Hoy
se nos expone uno de los grandes mensajes de Jesucristo, al comenzar el sermón
de la montaña.
En
estas bienaventuranzas Jesús
configura la manera de ser del cristiano. Y esto porque es una
especie de retrato del mismo Jesús: de su vida y de su modo de ser. No
son propiamente mandamientos en el sentido de normas concretas a seguir, sino actitudes más interiores que dan
sentido a la manera de actuar.
La
primera característica es que Jesús nos
habla de felicidad, una felicidad radical, que no consiste en tener algo pasajero, como ofrece la mentalidad
mundana, que cree tener la felicidad cuando ha conseguido dinero, honores, que
son cosas que se pasan y sobre todo que no pueden ser para todos. Porque aquí
está lo malo de la felicidad que promete el mundo: que para que unos sean
felices, otros muchos tienen que ser desgraciados. Si unos son felices
siendo ricos, es porque muchos tienen que ser pobres. Esto sería la corrupción
de la felicidad: gozar a costa de otros.
Jesús
promete
la felicidad para todo el que la quiera. No es fácil, porque va contra
el sentido y parecer de la mayoría. Es como vivir al revés, valorar
lo que normalmente no se valora: la fidelidad, la abnegación, la
entrega, la servicialidad, el poner la confianza más en Dios que en otras
cosas, valorar a las personas por lo que son, por ser seres humanos, y
no por la categoría social o las posesiones o la belleza externa.
Así
como el primer mandamiento de la ley de Dios resume los demás, así también la
primera bienaventuranza podemos decir que resume las otras. Ser “pobres
de espíritu” se dice fácilmente, pero encierra toda una actitud esencial en la
manera de ser. Es cierto que es posible ser rico, tener bastantes riquezas, y
ser pobre de espíritu; pero ¡Qué difícil es!

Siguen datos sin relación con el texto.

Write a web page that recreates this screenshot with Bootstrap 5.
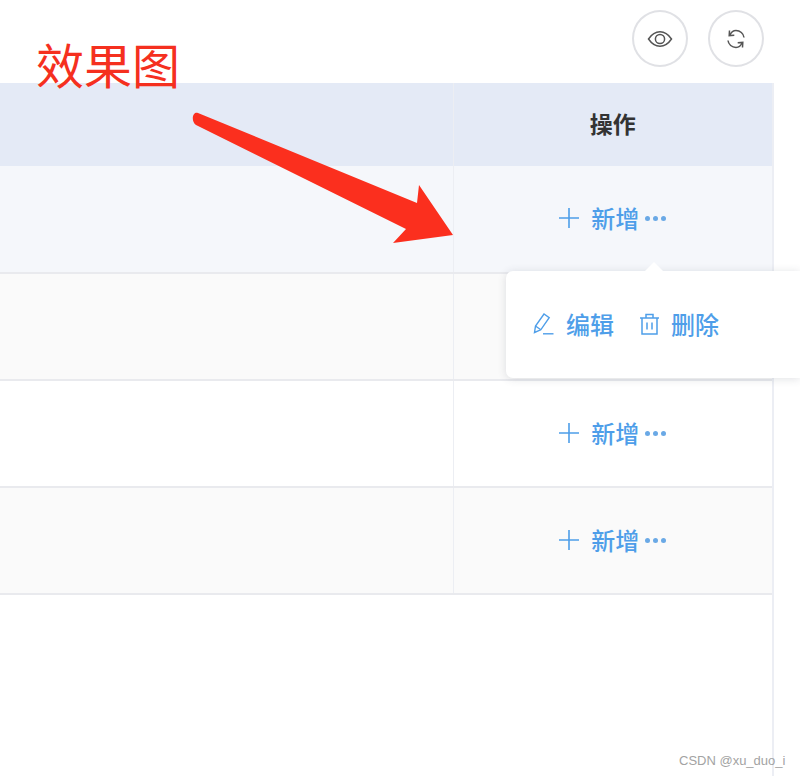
<!DOCTYPE html>
<html lang="zh-CN">
<head>
    <meta charset="UTF-8" />
    <meta name="viewport" content="width=device-width, initial-scale=1.0" />
    <title>效果图</title>
    <link href="https://cdn.jsdelivr.net/npm/bootstrap@5.3.0/dist/css/bootstrap.min.css" rel="stylesheet" />
    <style>
        html, body { height: 100%; margin: 0; overflow: hidden; }
        body { font-family: "Noto Sans CJK SC", "Liberation Sans", sans-serif; background: #fff; }

        .page { width: 800px; height: 776px; }
        .toolbar { height: 83px; width: 773px; padding: 10px 9px 0 0; gap: 20px; }
        .tool-btn {
            width: 56px; height: 57px; padding: 0;
            border: 2px solid #e0e1e5; border-radius: 50%; background: #fff; color: #555;
        }

        .table-wrap { width: 774px; height: 693px; border-right: 2px solid #eceef4; }
        .data-table { width: 772px; table-layout: fixed; border-collapse: collapse; margin: 0; }
        .data-table th, .data-table td { padding: 0; text-align: center; vertical-align: middle; }
        .data-table .col-ops { width: 319px; border-left: 1px solid #eceef3; }
        .data-table thead tr { height: 83px; background: #e4eaf6; }
        .data-table thead th { font-size: 23px; font-weight: 700; color: #333; padding-bottom: 3px; }
        .data-table tbody tr { height: 107px; border-bottom: 2px solid #e9eaee; }
        .data-table tbody td.col-ops { padding: 1px 0 0 0; }
        .row-hover { background: #f5f7fb; }
        .row-odd { background: #fff; }
        .row-even { background: #fafafa; }

        .op-link { color: #4e9ee9; font-size: 24px; font-weight: 500; text-decoration: none; line-height: 1; }
        .op-add { gap: 12px; }
        .op-more { gap: 3px; margin-left: 6px; padding-top: 1px; }
        .op-more i { width: 5px; height: 5px; border-radius: 50%; background: #6aa9e6; }

        .pop {
            position: absolute; left: 506px; top: 271px; width: 294px; height: 107px;
            padding: 0 0 2px 27px; gap: 25px;
            background: #fff; border-radius: 7px 0 0 7px;
            box-shadow: 0 1px 8px rgba(60, 70, 90, .16);
        }
        .pop::before {
            content: ""; position: absolute; left: 138px; top: -9px;
            border-left: 10px solid transparent; border-right: 10px solid transparent;
            border-bottom: 10px solid #fff;
        }
        .pop .op-link { gap: 11px; }

        .mark-text {
            position: absolute; left: 36px; top: 32px;
            font-size: 48px; line-height: 62px; color: #f5301f; font-weight: 400;
        }
        .mark-arrow { position: absolute; left: 0; top: 0; pointer-events: none; }
        .watermark {
            position: absolute; left: 679px; top: 753px;
            font-family: "Liberation Sans", sans-serif; font-size: 13px; line-height: 16px; color: #a3a3a3;
        }
    </style>
</head>
<body>
    <div class="page position-relative">
        <div class="toolbar d-flex justify-content-end align-items-start">
            <button class="tool-btn d-flex align-items-center justify-content-center" type="button">
                <svg width="26" height="26" viewBox="0 0 26 26" fill="none" stroke="currentColor" stroke-width="1.5">
                    <path d="M1.5 13C4.5 8.6 8.5 5.800 13 5.800S21.5 8.6 24.5 13C21.5 17.4 17.5 20.200 13 20.200S4.500 17.400 1.500 13Z"/>
                    <circle cx="13" cy="13" r="4.600"/>
                </svg>
            </button>
            <button class="tool-btn d-flex align-items-center justify-content-center" type="button">
                <svg width="24" height="24" viewBox="0 0 24 24" fill="none" stroke="currentColor" stroke-width="1.500">
                    <path d="M6 8C7.200 5.200 9.500 3.600 12 3.600C16 3.600 19.600 6.500 20 10.500"/>
                    <path d="M5.500 3.500L5.200 8.600L10.300 8.300"/>
                    <path d="M18 16C16.800 18.800 14.500 20.400 12 20.400C8 20.400 4.400 17.500 4 13.500"/>
                    <path d="M18.500 20.500L18.800 15.400L13.700 15.700"/>
                </svg>
            </button>
        </div>

        <div class="table-wrap">
            <table class="data-table">
                <thead>
                    <tr>
                        <th></th>
                        <th class="col-ops">操作</th>
                    </tr>
                </thead>
                <tbody>
                    <tr class="row-hover">
                        <td></td>
                        <td class="col-ops">
                            <a class="op-link d-inline-flex align-items-center" href="#">
                                <span class="op-add d-inline-flex align-items-center">
                                    <svg width="20" height="20" viewBox="0 0 20 20" stroke="currentColor" stroke-width="1.600"><path d="M10 0V20M0 10H20"/></svg>新增
                                </span>
                                <span class="op-more d-inline-flex"><i></i><i></i><i></i></span>
                            </a>
                        </td>
                    </tr>
                    <tr class="row-even">
                        <td></td>
                        <td class="col-ops"></td>
                    </tr>
                    <tr class="row-odd">
                        <td></td>
                        <td class="col-ops">
                            <a class="op-link d-inline-flex align-items-center" href="#">
                                <span class="op-add d-inline-flex align-items-center">
                                    <svg width="20" height="20" viewBox="0 0 20 20" stroke="currentColor" stroke-width="1.600"><path d="M10 0V20M0 10H20"/></svg>新增
                                </span>
                                <span class="op-more d-inline-flex"><i></i><i></i><i></i></span>
                            </a>
                        </td>
                    </tr>
                    <tr class="row-even">
                        <td></td>
                        <td class="col-ops">
                            <a class="op-link d-inline-flex align-items-center" href="#">
                                <span class="op-add d-inline-flex align-items-center">
                                    <svg width="20" height="20" viewBox="0 0 20 20" stroke="currentColor" stroke-width="1.600"><path d="M10 0V20M0 10H20"/></svg>新增
                                </span>
                                <span class="op-more d-inline-flex"><i></i><i></i><i></i></span>
                            </a>
                        </td>
                    </tr>
                </tbody>
            </table>
        </div>

        <!-- popover over row 2 -->
        <div class="pop d-flex align-items-center">
            <a class="op-link d-inline-flex align-items-center" href="#">
                <svg width="22" height="24" viewBox="0 0 22 24" fill="none" stroke="currentColor" stroke-width="1.400">
                    <path d="M1.500 20.500L2.500 14L11 2L16.200 5.600L7.800 17.800L1.500 20.500Z"/>
                    <path d="M2.500 14L7.800 17.800"/>
                    <path d="M10 21.800H20.500"/>
                </svg>编辑
            </a>
            <a class="op-link d-inline-flex align-items-center" href="#">
                <svg width="21" height="24" viewBox="0 0 21 24" fill="none" stroke="currentColor" stroke-width="1.500">
                    <path d="M1 6H20"/>
                    <path d="M7 6V2.500H14V6"/>
                    <path d="M3 6V22H18V6"/>
                    <path d="M8 10.500V17.500M13 10.500V17.500"/>
                </svg>删除
            </a>
        </div>

        <!-- red annotation drawn on top of the screenshot -->
        <div class="mark-text">效果图</div>
        <svg class="mark-arrow" width="800" height="776" viewBox="0 0 800 776">
            <path fill="#fb2f1e" d="M198 113L417 203L419 185L453 235L393 243L406 229L196 125C191 122 192 111 198 113Z"/>
        </svg>
        <div class="watermark">CSDN @xu_duo_i</div>
    </div>

    <script src="https://cdn.jsdelivr.net/npm/bootstrap@5.3.0/dist/js/bootstrap.bundle.min.js"></script>
</body>
</html>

Lo dijo Jesucristo varias veces
en el evangelio. Alguno dirá que si es muy difícil, mejor va a ser no
intentarlo.
Hoy
se nos dice que para poseer el Reino de los cielos no hay que poner la
confianza y la esperanza en los bienes materiales. No todos los pobres son
“pobres de espíritu”: Hay muchísimos pobres que ponen su confianza
en los bienes materiales, su ilusión es ser ricos. Con ello suelen
seguir siendo pobres y además desgraciados. Jesús no declara bienaventuradas
unas situaciones sociales, sino unas personas que han optado por esa
situación con amor.
A
los que son pobres de espíritu Jesús no sólo les promete una felicidad eterna
en la otra vida, que también es cierto, sino ya una felicidad actual, porque son
amados por Dios. Pobre es el que no tiene suficiencia en sí mismo, que tiene un
sentimiento psicológico de inseguridad material; Cristo quiere
aprovechar esta inseguridad para abrirla a la esperanza del que todo lo tiene,
que es Dios. Dichosos, por lo tanto, son los que aprovechan su pobreza para
abrirse a la esperanza, que no es lo mismo que conformismo. La
esperanza en Dios está unida al servicio de los demás.
Ser
pobre de espíritu aquí está unido a ser misericordioso, trabajar por la paz,
buscar la justicia, estar limpio de corazón, especialmente de odios y rencores.
Una
vida así molesta a muchos de los que buscan las injusticias, el poder y las
riquezas, aunque pareciera lo contrario. Por eso vienen las
incomprensiones y la persecución. Pero Jesús les dice que no es una desgracia,
sino que en la persecución pueden ser felices. Y les promete que “serán
saciados, serán consolados”.
Las
promesas de Jesús a sus discípulos es el pasar de una situación negativa a otra
positiva, de la opresión a la liberación, del sufrimiento al consuelo, de la
injusticia a la justicia. El Reino de Dios abre un horizonte de vida y de
esperanza a la humanidad pobre y oprimida.
Hay
cristianos que se contentan con unas prácticas religiosas y luego en la vida se
comportan como los demás. Son cristianos de apariencia. Las prácticas están
bien, si nos ayudan a conseguir los verdaderos rasgos del ser cristianos,
renunciando a las riquezas y la ambición, poniendo nuestro interés en la
confianza total en Dios y en el servicio de amor hacia todas las personas.